— Stated task —
Give the data below again exactly as it stands. Omit the pictures.

— Information provided —

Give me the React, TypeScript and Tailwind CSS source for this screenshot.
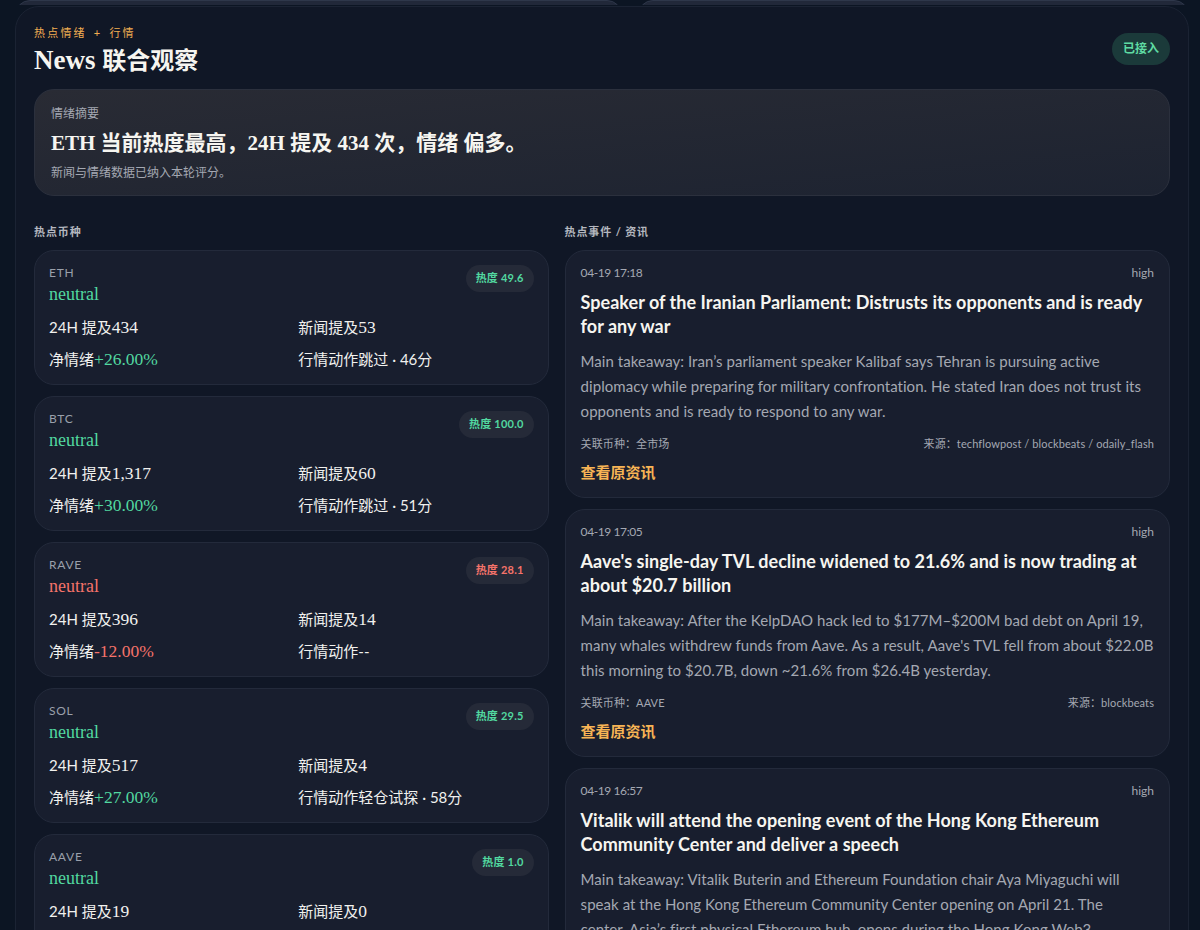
const sans = "font-['Lato','Noto_Sans_CJK_SC',sans-serif]";
const serif = "font-['Liberation_Serif','Noto_Sans_CJK_SC',serif]";

type Coin = {
  sym: string;
  heat: string;
  mention: string;
  news: string;
  net: string;
  action: string;
  down?: boolean;
};

const coins: Coin[] = [
  { sym: "ETH", heat: "热度 49.6", mention: "434", news: "53", net: "+26.00%", action: "跳过 · 46分" },
  { sym: "BTC", heat: "热度 100.0", mention: "1,317", news: "60", net: "+30.00%", action: "跳过 · 51分" },
  { sym: "RAVE", heat: "热度 28.1", mention: "396", news: "14", net: "-12.00%", action: "--", down: true },
  { sym: "SOL", heat: "热度 29.5", mention: "517", news: "4", net: "+27.00%", action: "轻仓试探 · 58分" },
  { sym: "AAVE", heat: "热度 1.0", mention: "19", news: "0", net: "+0.00%", action: "--" },
];

const news = [
  {
    time: "04-19 17:18",
    title: "Speaker of the Iranian Parliament: Distrusts its opponents and is ready for any war",
    body: "Main takeaway: Iran’s parliament speaker Kalibaf says Tehran is pursuing active\ndiplomacy while preparing for military confrontation. He stated Iran does not trust its\nopponents and is ready to respond to any war.",
    coin: "全市场",
    source: "techflowpost / blockbeats / odaily_flash",
  },
  {
    time: "04-19 17:05",
    title: "Aave's single-day TVL decline widened to 21.6% and is now trading at about $20.7 billion",
    body: "Main takeaway: After the KelpDAO hack led to $177M–$200M bad debt on April 19,\nmany whales withdrew funds from Aave. As a result, Aave's TVL fell from about $22.0B\nthis morning to $20.7B, down ~21.6% from $26.4B yesterday.",
    coin: "AAVE",
    source: "blockbeats",
  },
  {
    time: "04-19 16:57",
    title: "Vitalik will attend the opening event of the Hong Kong Ethereum Community Center and deliver a speech",
    body: "Main takeaway: Vitalik Buterin and Ethereum Foundation chair Aya Miyaguchi will\nspeak at the Hong Kong Ethereum Community Center opening on April 21. The\ncenter, Asia’s first physical Ethereum hub, opens during the Hong Kong Web3\nFestival.",
    coin: "ETH",
    source: "blockbeats",
  },
];

function CoinCard({ c }: { c: Coin }) {
  const tone = c.down ? "text-[#f5736a]" : "text-[#52d8a0]";
  const num = `${serif} text-[17.5px]`;
  return (
    <div className="h-[135px] shrink-0 rounded-[20px] border border-[#232a3b] bg-[#181e2e] px-[14px] pt-[14px]">
      <div className="flex items-start justify-between">
        <div>
          <div className="text-[12px] leading-[16px] tracking-[0.06em] text-[#9aa0ab]">{c.sym}</div>
          <div className={`${serif} mt-[1px] text-[18px] leading-[24px] ${tone}`}>neutral</div>
        </div>
        <div className={`flex h-[27px] items-center rounded-full bg-[#252a38] px-[10px] text-[11px] font-bold tracking-[0.02em] ${tone}`}>
          {c.heat}
        </div>
      </div>
      <div className="mt-[10px] grid grid-cols-2 gap-x-[14px] gap-y-[10px] text-[15px] leading-[22px] text-[#f1f1ee]">
        <div>
          24H 提及<span className={num}>{c.mention}</span>
        </div>
        <div>
          新闻提及<span className={num}>{c.news}</span>
        </div>
        <div>
          净情绪<span className={`${num} ${tone}`}>{c.net}</span>
        </div>
        <div>行情动作{c.action}</div>
      </div>
    </div>
  );
}

function NewsCard({ n }: { n: (typeof news)[number] }) {
  return (
    <div className="h-[248px] shrink-0 rounded-[20px] border border-[#232a3b] bg-[#181e2e] px-[15px] pt-[14px]">
      <div className="flex justify-between text-[12px] leading-[16px] text-[#a4a8b2]">
        <span className="tracking-[-0.4px]">{n.time}</span>
        <span>high</span>
      </div>
      <div className="mt-[9px] text-[18px] font-bold leading-[24px] tracking-[0.025px] text-[#f6f5f0]">{n.title}</div>
      <p className="mt-[11px] whitespace-pre-line text-[15px] leading-[25px] tracking-[0.05px] text-[#a4a8b2]">{n.body}</p>
      <div className="mt-[12px] flex justify-between text-[11px] leading-[16px] tracking-[0.1px] text-[#a4a8b2]">
        <span>关联币种：{n.coin}</span>
        <span>来源：{n.source}</span>
      </div>
      <a className="mt-[10px] block text-[15px] font-bold leading-[20px] text-[#f7b455]">查看原资讯</a>
    </div>
  );
}

export default function App() {
  return (
    <div className={`${sans} h-[930px] overflow-hidden bg-[#0c1523] pl-[15px] pr-[11px]`}>
      <div className="grid h-[5px] grid-cols-[1.1fr_1fr] items-end gap-4 overflow-hidden">
        <div className="h-[30px] rounded-[24px] border border-[#2e374a] bg-[#212839]" />
        <div className="h-[30px] rounded-[24px] border border-[#2e374a] bg-[#212839]" />
      </div>
      <section className="mt-px h-[1000px] rounded-[24px] border border-[#1b2333] bg-[#101726] px-[18px] pt-[18px]">
        <div className="flex items-start justify-between">
          <div>
            <div className="text-[11px] leading-[16px] tracking-[0.2em] text-[#f2ae52] [word-spacing:2px]">热点情绪 + 行情</div>
            <h1 className={`${serif} mt-[2px] text-[27px] font-bold leading-[34px] text-[#f6f5f0]`}>
              News <span className="text-[24px]">联合观察</span>
            </h1>
          </div>
          <div className="mt-[8px] flex h-[32px] w-[58px] items-center justify-center rounded-[16px] bg-[#1b3a3a] text-[12px] font-bold text-[#5fdba3]">
            已接入
          </div>
        </div>
        <div className="mt-[11px] h-[107px] rounded-[20px] border border-[#2b303d] bg-gradient-to-br from-[#292b34] to-[#1d2331] px-4 pt-[15px]">
          <div className="text-[12px] leading-[18px] text-[#a4a8b2]">情绪摘要</div>
          <div className={`${serif} mt-[6px] text-[21px] font-bold leading-[28px] text-[#f6f5f0]`}>
            ETH 当前热度最高，24H 提及 434 次，情绪 偏多。
          </div>
          <div className="mt-[7px] text-[12px] leading-[18px] text-[#a4a8b2]">新闻与情绪数据已纳入本轮评分。</div>
        </div>
        <div className="mt-[28px] grid grid-cols-[0.85fr_1fr] gap-4">
          <div className="flex flex-col">
            <div className="mb-[10px] text-[11px] font-bold leading-[16px] tracking-[0.08em] text-[#b4b7bf]">热点币种</div>
            <div className="flex flex-col gap-[11px]">
              {coins.map((c) => (
                <CoinCard key={c.sym} c={c} />
              ))}
            </div>
          </div>
          <div className="flex flex-col">
            <div className="mb-[10px] text-[11px] font-bold leading-[16px] tracking-[0.08em] text-[#b4b7bf]">热点事件 / 资讯</div>
            <div className="flex flex-col gap-[11px]">
              {news.map((n) => (
                <NewsCard key={n.time} n={n} />
              ))}
            </div>
          </div>
        </div>
      </section>
    </div>
  );
}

— Solution below —
Give me the React, TypeScript and Tailwind CSS source for this screenshot.
const sans = "font-['Lato','Noto_Sans_CJK_SC',sans-serif]";
const serif = "font-['Liberation_Serif','Noto_Sans_CJK_SC',serif]";

type Coin = {
  sym: string;
  heat: string;
  mention: string;
  news: string;
  net: string;
  action: string;
  down?: boolean;
};

const coins: Coin[] = [
  { sym: "ETH", heat: "热度 49.6", mention: "434", news: "53", net: "+26.00%", action: "跳过 · 46分" },
  { sym: "BTC", heat: "热度 100.0", mention: "1,317", news: "60", net: "+30.00%", action: "跳过 · 51分" },
  { sym: "RAVE", heat: "热度 28.1", mention: "396", news: "14", net: "-12.00%", action: "--", down: true },
  { sym: "SOL", heat: "热度 29.5", mention: "517", news: "4", net: "+27.00%", action: "轻仓试探 · 58分" },
  { sym: "AAVE", heat: "热度 1.0", mention: "19", news: "0", net: "+0.00%", action: "--" },
];

const news = [
  {
    time: "04-19 17:18",
    title: "Speaker of the Iranian Parliament: Distrusts its opponents and is ready for any war",
    body: "Main takeaway: Iran’s parliament speaker Kalibaf says Tehran is pursuing active\ndiplomacy while preparing for military confrontation. He stated Iran does not trust its\nopponents and is ready to respond to any war.",
    coin: "全市场",
    source: "techflowpost / blockbeats / odaily_flash",
  },
  {
    time: "04-19 17:05",
    title: "Aave's single-day TVL decline widened to 21.6% and is now trading at about $20.7 billion",
    body: "Main takeaway: After the KelpDAO hack led to $177M–$200M bad debt on April 19,\nmany whales withdrew funds from Aave. As a result, Aave's TVL fell from about $22.0B\nthis morning to $20.7B, down ~21.6% from $26.4B yesterday.",
    coin: "AAVE",
    source: "blockbeats",
  },
  {
    time: "04-19 16:57",
    title: "Vitalik will attend the opening event of the Hong Kong Ethereum Community Center and deliver a speech",
    body: "Main takeaway: Vitalik Buterin and Ethereum Foundation chair Aya Miyaguchi will\nspeak at the Hong Kong Ethereum Community Center opening on April 21. The\ncenter, Asia’s first physical Ethereum hub, opens during the Hong Kong Web3\nFestival.",
    coin: "ETH",
    source: "blockbeats",
  },
];

function CoinCard({ c }: { c: Coin }) {
  const tone = c.down ? "text-[#f5736a]" : "text-[#52d8a0]";
  const num = `${serif} text-[17.5px]`;
  return (
    <div className="h-[135px] shrink-0 rounded-[20px] border border-[#232a3b] bg-[#181e2e] px-[14px] pt-[14px]">
      <div className="flex items-start justify-between">
        <div>
          <div className="text-[12px] leading-[16px] tracking-[0.06em] text-[#9aa0ab]">{c.sym}</div>
          <div className={`${serif} mt-[1px] text-[18px] leading-[24px] ${tone}`}>neutral</div>
        </div>
        <div className={`flex h-[27px] items-center rounded-full bg-[#252a38] px-[10px] text-[11px] font-bold tracking-[0.02em] ${tone}`}>
          {c.heat}
        </div>
      </div>
      <div className="mt-[10px] grid grid-cols-2 gap-x-[14px] gap-y-[10px] text-[15px] leading-[22px] text-[#f1f1ee]">
        <div>
          24H 提及<span className={num}>{c.mention}</span>
        </div>
        <div>
          新闻提及<span className={num}>{c.news}</span>
        </div>
        <div>
          净情绪<span className={`${num} ${tone}`}>{c.net}</span>
        </div>
        <div>行情动作{c.action}</div>
      </div>
    </div>
  );
}

function NewsCard({ n }: { n: (typeof news)[number] }) {
  return (
    <div className="h-[248px] shrink-0 rounded-[20px] border border-[#232a3b] bg-[#181e2e] px-[15px] pt-[14px]">
      <div className="flex justify-between text-[12px] leading-[16px] text-[#a4a8b2]">
        <span className="tracking-[-0.4px]">{n.time}</span>
        <span>high</span>
      </div>
      <div className="mt-[9px] text-[18px] font-bold leading-[24px] tracking-[0.025px] text-[#f6f5f0]">{n.title}</div>
      <p className="mt-[11px] whitespace-pre-line text-[15px] leading-[25px] tracking-[0.05px] text-[#a4a8b2]">{n.body}</p>
      <div className="mt-[12px] flex justify-between text-[11px] leading-[16px] tracking-[0.1px] text-[#a4a8b2]">
        <span>关联币种：{n.coin}</span>
        <span>来源：{n.source}</span>
      </div>
      <a className="mt-[10px] block text-[15px] font-bold leading-[20px] text-[#f7b455]">查看原资讯</a>
    </div>
  );
}

export default function App() {
  return (
    <div className={`${sans} h-[930px] overflow-hidden bg-[#0c1523] pl-[15px] pr-[11px]`}>
      <div className="grid h-[5px] grid-cols-[1.1fr_1fr] items-end gap-4 overflow-hidden">
        <div className="h-[30px] rounded-[24px] border border-[#2e374a] bg-[#212839]" />
        <div className="h-[30px] rounded-[24px] border border-[#2e374a] bg-[#212839]" />
      </div>
      <section className="mt-px h-[1000px] rounded-[24px] border border-[#1b2333] bg-[#101726] px-[18px] pt-[18px]">
        <div className="flex items-start justify-between">
          <div>
            <div className="text-[11px] leading-[16px] tracking-[0.2em] text-[#f2ae52] [word-spacing:2px]">热点情绪 + 行情</div>
            <h1 className={`${serif} mt-[2px] text-[27px] font-bold leading-[34px] text-[#f6f5f0]`}>
              News <span className="text-[24px]">联合观察</span>
            </h1>
          </div>
          <div className="mt-[8px] flex h-[32px] w-[58px] items-center justify-center rounded-[16px] bg-[#1b3a3a] text-[12px] font-bold text-[#5fdba3]">
            已接入
          </div>
        </div>
        <div className="mt-[11px] h-[107px] rounded-[20px] border border-[#2b303d] bg-gradient-to-br from-[#292b34] to-[#1d2331] px-4 pt-[15px]">
          <div className="text-[12px] leading-[18px] text-[#a4a8b2]">情绪摘要</div>
          <div className={`${serif} mt-[6px] text-[21px] font-bold leading-[28px] text-[#f6f5f0]`}>
            ETH 当前热度最高，24H 提及 434 次，情绪 偏多。
          </div>
          <div className="mt-[7px] text-[12px] leading-[18px] text-[#a4a8b2]">新闻与情绪数据已纳入本轮评分。</div>
        </div>
        <div className="mt-[28px] grid grid-cols-[0.85fr_1fr] gap-4">
          <div className="flex flex-col">
            <div className="mb-[10px] text-[11px] font-bold leading-[16px] tracking-[0.08em] text-[#b4b7bf]">热点币种</div>
            <div className="flex flex-col gap-[11px]">
              {coins.map((c) => (
                <CoinCard key={c.sym} c={c} />
              ))}
            </div>
          </div>
          <div className="flex flex-col">
            <div className="mb-[10px] text-[11px] font-bold leading-[16px] tracking-[0.08em] text-[#b4b7bf]">热点事件 / 资讯</div>
            <div className="flex flex-col gap-[11px]">
              {news.map((n) => (
                <NewsCard key={n.time} n={n} />
              ))}
            </div>
          </div>
        </div>
      </section>
    </div>
  );
}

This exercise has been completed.